All about food

All about food

Monday, July 28, 2014

Chinese Desserts

Simple home made Desserts which are popular among many Chinese families are red bean soup, green bean soup, barley drink, sweet potato soup, bubur cha cha and tong sui. These Desserts can be served either hot, warm or cold, depending on individual liking.  

Tong Sui is one of my favourite Dessert.  The ingredients to cook this Dessert varies and here's to share my version of it, and hope you will all like it!


What you need:
  • dried lotus seed (wash, soak overnight, remove germs inside the seed, drain and put aside)
  • fresh gingko nuts (see tips on how to prepare fresh gingko nuts)
  • dried white fungus (soak, wash, trim off the hard bottom,  tear into pieces and put aside)
  • Yi Yi Ren/Imported Barley (wash, soak overnight, drain and put aside)
  • dried longan (wash just before cooking)
  • rock sugar (to taste)
  • pine leaves or pandan leaves (wash, tie into knots)
Tips on how to prepare fresh gingko nuts:
fresh gingko nuts

crack the nuts


remove the thin membrane

to get this!
use a toothpick to remove the germs
Notes: The flesh of the gingko can be boiled in water, drained, cooled, tightly kept in a zip lock bag and put in the freezer for use at any time.
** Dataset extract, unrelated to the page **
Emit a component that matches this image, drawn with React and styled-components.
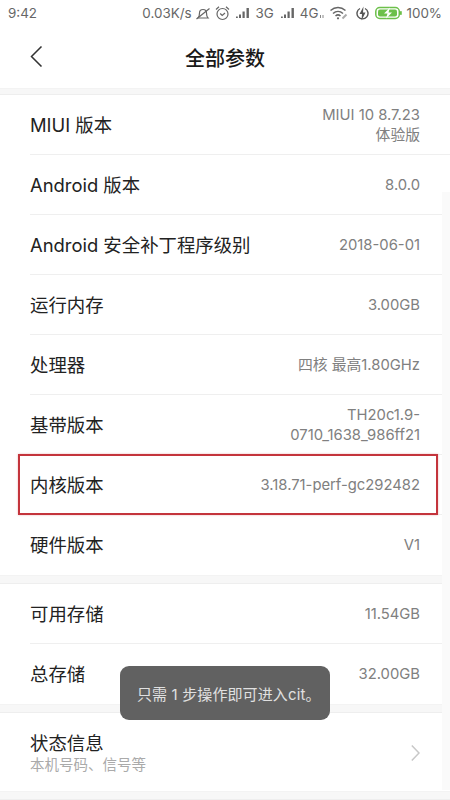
import React from "react";
import styled, { createGlobalStyle } from "styled-components";

const GlobalStyle = createGlobalStyle`
  html, body {
    margin: 0;
    padding: 0;
    background: #fff;
  }
  * {
    box-sizing: border-box;
  }
`;

const FONT = `"Inter", "Noto Sans CJK SC", sans-serif`;

const Page = styled.div`
  position: relative;
  width: 450px;
  height: 800px;
  overflow: hidden;
  background: #fff;
  font-family: ${FONT};
  display: flex;
  flex-direction: column;
`;

const StatusBar = styled.div`
  height: 26px;
  padding: 0 8px 0 8px;
  display: flex;
  align-items: center;
  justify-content: space-between;
  font-size: 13.4px;
  color: #666;
`;

const StatusRight = styled.div`
  display: flex;
  align-items: center;
`;

const Slot = styled.span`
  display: flex;
  align-items: center;
  margin-left: ${(p) => p.$ml || 0}px;
`;

const Header = styled.div`
  position: relative;
  height: 62px;
  display: flex;
  align-items: center;
  justify-content: center;
`;

const BackButton = styled.div`
  position: absolute;
  left: 30px;
  top: 20px;
  display: flex;
`;

const Title = styled.div`
  font-size: 20px;
  font-weight: 500;
  color: #1a1a1a;
`;

const Gap = styled.div`
  height: ${(p) => p.$h || 9}px;
  background: #f7f7f7;
  border-top: 1px solid #f3f3f3;
  border-bottom: 1px solid #eee;
  flex-shrink: 0;
`;

const Section = styled.div`
  display: flex;
  flex-direction: column;
`;

const Row = styled.div`
  height: ${(p) => p.$h || 60}px;
  margin-left: 30px;
  padding-right: 30px;
  padding-top: ${(p) => p.$pt || 0}px;
  display: flex;
  align-items: center;
  justify-content: space-between;
  border-bottom: ${(p) => (p.$last ? "none" : "1px solid #efefef")};
`;

const Label = styled.div`
  font-size: 18.4px;
  line-height: 24px;
  color: #222;
`;

const Value = styled.div`
  font-size: 14.8px;
  line-height: 20px;
  color: #808080;
  text-align: right;
`;

const SubLabel = styled.div`
  font-size: 14.5px;
  line-height: 20px;
  color: #aaa;
`;

const Highlight = styled.div`
  position: absolute;
  left: 18px;
  top: 454px;
  width: 420px;
  height: 61px;
  border: 2px solid #c4343c;
  box-shadow: 0 0 2px rgba(196, 52, 60, 0.35);
`;

const Scrollbar = styled.div`
  position: absolute;
  right: 0;
  top: 192px;
  width: 8px;
  height: 598px;
  background: #fafafa;
`;

const Toast = styled.div`
  position: absolute;
  left: 120px;
  top: 666px;
  width: 210px;
  height: 54px;
  padding-left: 17px;
  border-radius: 9px;
  background: #616161;
  color: #e0e0e0;
  font-size: 15px;
  letter-spacing: 0.12px;
  display: flex;
  align-items: center;
`;

const Chevron = ({ d, color, w, h, sw = 1.5 }) => (
  <svg width={w} height={h} viewBox={`0 0 ${w} ${h}`} fill="none">
    <path d={d} stroke={color} strokeWidth={sw} />
  </svg>
);

const Signal = () => (
  <svg width="14" height="12" viewBox="0 0 14 12">
    <rect x="0" y="9.500" width="1.800" height="1.500" fill="#666" />
    <rect x="3" y="7.500" width="2" height="3.500" fill="#666" />
    <rect x="6.500" y="4.500" width="2.200" height="6.500" fill="#666" />
    <rect x="10.500" y="1" width="2.400" height="10" fill="#666" />
  </svg>
);

const DataArrows = () => (
  <svg width="4" height="12" viewBox="0 0 4 12">
    <rect x="0" y="8" width="1" height="3" fill="#888" />
    <rect x="2.500" y="8" width="1" height="3" fill="#888" />
  </svg>
);

const MuteBell = () => (
  <svg width="14" height="15" viewBox="0 0 14 15" fill="none" stroke="#666" strokeWidth="1.200">
    <path d="M2 12c1.500-1.500 1.500-3 1.500-5s1.500-3.500 3.500-3.500S10.500 5 10.500 7s0 3.500 1.500 5z" />
    <path d="M0.500 13L13.500 2.500" />
  </svg>
);

const Alarm = () => (
  <svg width="15" height="16" viewBox="0 0 15 16" fill="none" stroke="#666" strokeWidth="1.200">
    <circle cx="7.500" cy="9" r="5.500" />
    <path d="M1 4.500L4 1.800M14 4.500L11 1.800M5.200 8.500l2 2 2.800-2.500" />
  </svg>
);

const Wifi = () => (
  <svg width="18" height="14" viewBox="0 0 18 14" fill="none" stroke="#666" strokeWidth="1.500">
    <path d="M0.500 4.500c4.500-4 10.500-4 15 0M3 7.500c3-2.800 7-2.800 10 0M5.500 10c1.700-1.500 3.300-1.500 5 0" />
    <circle cx="8" cy="12.300" r="1.100" fill="#666" stroke="none" />
    <path d="M12.500 12.500l4-4" stroke="#aaa" strokeWidth="2" />
  </svg>
);

const Charging = () => (
  <svg width="13" height="15" viewBox="0 0 13 15" fill="none">
    <path d="M4 2.500a5.500 5.500 0 1 0 5 0" stroke="#555" strokeWidth="1.400" />
    <path d="M7.500 0.500L3.500 8h2.500l-.5 6.500 4-8H7z" fill="#555" />
  </svg>
);

const Battery = () => (
  <svg width="27" height="14" viewBox="0 0 27 14">
    <rect x="0.800" y="1.500" width="23.500" height="11" rx="4" fill="none" stroke="#6cc04a" strokeWidth="1.500" />
    <rect x="3" y="3.500" width="19" height="7" rx="2" fill="#6cc04a" />
    <rect x="25" y="5" width="1.800" height="4" rx="0.800" fill="#6cc04a" />
    <path d="M15 1.500L9 7.500h3.500L11 12.500l6-6h-3.500z" fill="#fff" />
  </svg>
);

const App = () => {
  return (
    <Page>
      <GlobalStyle />
      <StatusBar>
        <span>9:42</span>
        <StatusRight>
          <span>0.03K/s</span>
          <Slot $ml={4}><MuteBell /></Slot>
          <Slot $ml={5}><Alarm /></Slot>
          <Slot $ml={6}><Signal /></Slot>
          <Slot $ml={6}>3G</Slot>
          <Slot $ml={7}><Signal /></Slot>
          <Slot $ml={5}>4G</Slot>
          <Slot $ml={1}><DataArrows /></Slot>
          <Slot $ml={6}><Wifi /></Slot>
          <Slot $ml={8}><Charging /></Slot>
          <Slot $ml={6}><Battery /></Slot>
          <Slot $ml={5}>100%</Slot>
        </StatusRight>
      </StatusBar>
      <Header>
        <BackButton>
          <Chevron d="M11.500 0.500L1.500 10.500l10 10" color="#333" w={13} h={21} />
        </BackButton>
        <Title>全部参数</Title>
      </Header>
      <Gap $h={7} />
      <Section>
        <Row>
          <Label>MIUI 版本</Label>
          <Value>MIUI 10 8.7.23<br />体验版</Value>
        </Row>
        <Row>
          <Label>Android 版本</Label>
          <Value>8.0.0</Value>
        </Row>
        <Row>
          <Label>Android 安全补丁程序级别</Label>
          <Value>2018-06-01</Value>
        </Row>
        <Row>
          <Label>运行内存</Label>
          <Value>3.00GB</Value>
        </Row>
        <Row>
          <Label>处理器</Label>
          <Value>四核 最高1.80GHz</Value>
        </Row>
        <Row>
          <Label>基带版本</Label>
          <Value>TH20c1.9-<br />0710_1638_986ff21</Value>
        </Row>
        <Row>
          <Label>内核版本</Label>
          <Value>3.18.71-perf-gc292482</Value>
        </Row>
        <Row $last>
          <Label>硬件版本</Label>
          <Value>V1</Value>
        </Row>
      </Section>
      <Gap />
      <Section>
        <Row>
          <Label>可用存储</Label>
          <Value>11.54GB</Value>
        </Row>
        <Row $last>
          <Label>总存储</Label>
          <Value>32.00GB</Value>
        </Row>
      </Section>
      <Gap />
      <Section>
        <Row $last $h={78} $pt={2}>
          <div>
            <Label>状态信息</Label>
            <SubLabel>本机号码、信号等</SubLabel>
          </div>
          <Chevron d="M0.800 0.500L8 8l-7.200 7.500" color="#c8c8c8" w={9} h={16} />
        </Row>
      </Section>
      <Gap />
      <Scrollbar />
      <Highlight />
      <Toast>只需 1 步操作即可进入cit。</Toast>
    </Page>
  );
};

export default App;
Few simple steps to cook this dessert:

  1. Bring a pot of water to a boil, then put in lotus seed and barley first as they need more time to cook.
  2. Once the lotus seeds are slightly soft, add in gingko nuts, white fungus and pine leaves. Continue to let it boil.  The softness of the white fungus depends on individual, some prefer it softer while others prefer it crunchier.  
  3. Just as all the ingredients are almost cooked, put in the washed dried longan and rock sugar. Give it a good stir to ensure that the rock sugar is well dissolved.
  4. Taste the sweetness of the soup according to your liking.  
  5. Remove the pot from fire and ready to serve in bowls, if you prefer it hot. 
Notes: (1) If you do notice that I did not put the exact amount of each ingredients for this dessert, it's simply because it is not necessary to do so.  It's up to individual's preferences. I normally will put more gingko nuts because of it's herbal properties and it's my favourite! 
(2) Seedless red dates goes well with this tong sui, but this time round I did not include it because I prefer to have a more cooling dessert as red dates is considered more heaty! 

1 comment:

  1. Great tips, now I can use fresh Gingko Nuts instead of the frozen ones. Thanks Rose.